For the uninitiated, this motoring marathon is a 2000 mile round trip of England, Scotland and Wales, all completed in a gruelling single weekend. Stewart continues: “the car drove perfectly and I would happily jump in and drive anywhere. So far it’s been completely reliable.”
The Triumph’s cabin is cosy, with space enough for four. Thick black carpet and wide, comfortable fabric-covered seats combine with the genuine walnut veneer dash to give a pleasingly upmarket feel. Start the engine and there’s a slight lumpiness to the tickover, typical of the Sprint. On the move, this immediately smooths out and the 16-valve engine accelerates with real urgency. Despite a weight penalty of almost 200kg, the Sprint feels quicker than the Mexico. At the legal limit with overdrive engaged, it’s capable of relaxed cruising but flick the gear knob mounted switch out of overdrive and there’s instant acceleration on tap for rapid overtaking. The Sprint took Triumph’s philosophy of combining performance and comfort to a completely new level.

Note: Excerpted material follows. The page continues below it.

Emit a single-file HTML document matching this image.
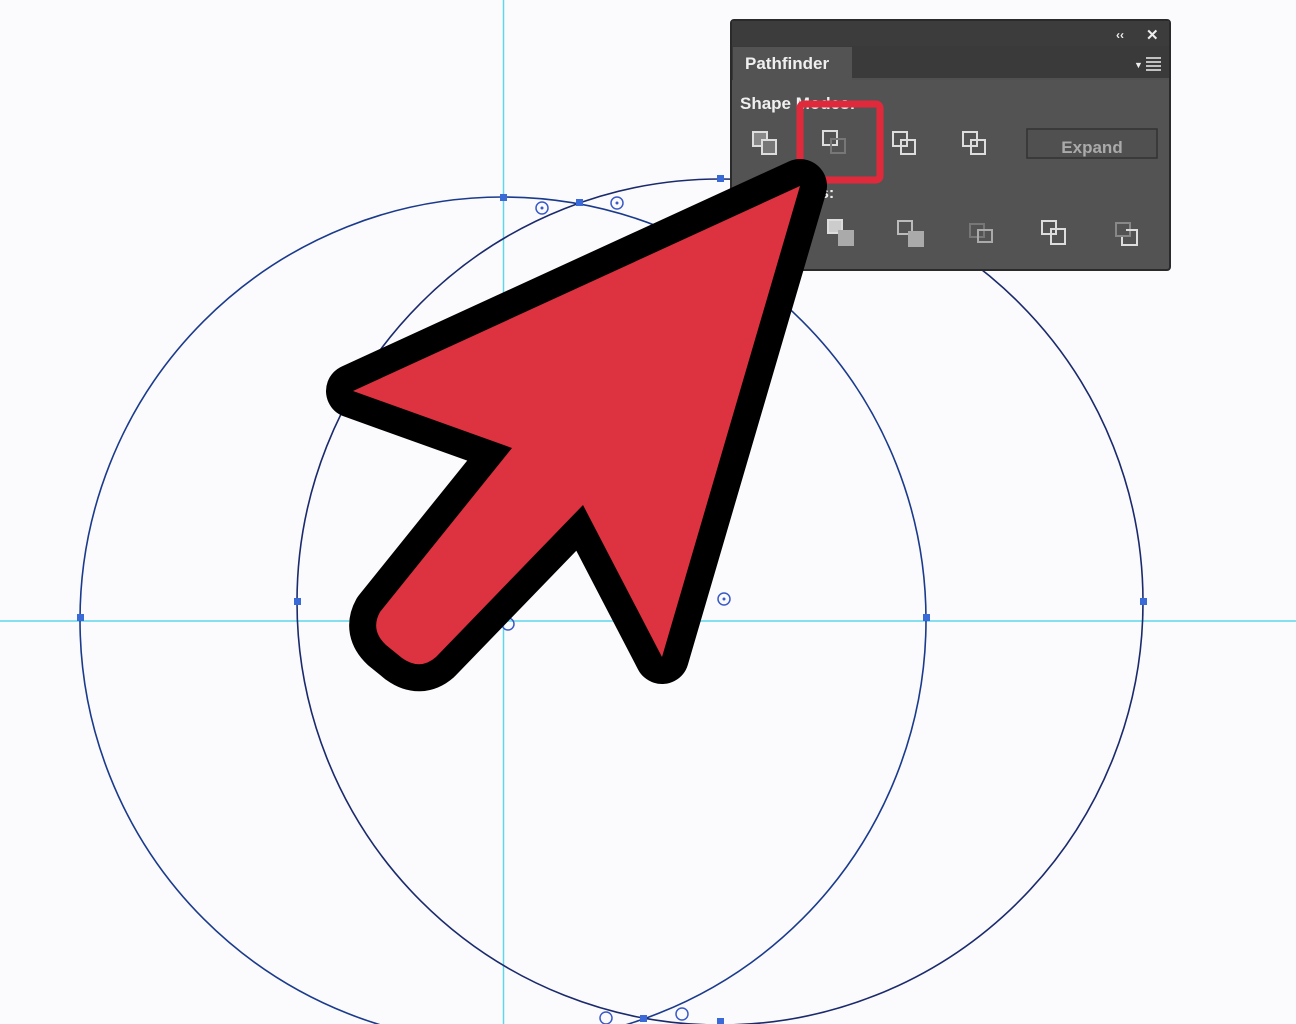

Ford and Triumph obviously approached the concept of a performance saloon car from radically different angles. The Escort is a rally car made usable on the road while Triumph took a well-mannered family saloon and installed a special power plant. Both cars are deserving of space in any enthusiast’s garage: such variety is the very spice of classic car ownership.
Market pricing says the Escort must be better but after our day spent with the cars, it’s not so clear cut. The Ford is quick but the Triumph is quicker and more comfortable. It’s all about perception: the Mexico remains a poster pin-up dream car, while the well-engineered Dolomite never quite shook off its somewhat sober image.
A Mexico will get you noticed and a Dolly Sprint is an excellent fast executive saloon. The choice is yours but before buying a Mexico, a word with the bank manager may be in order.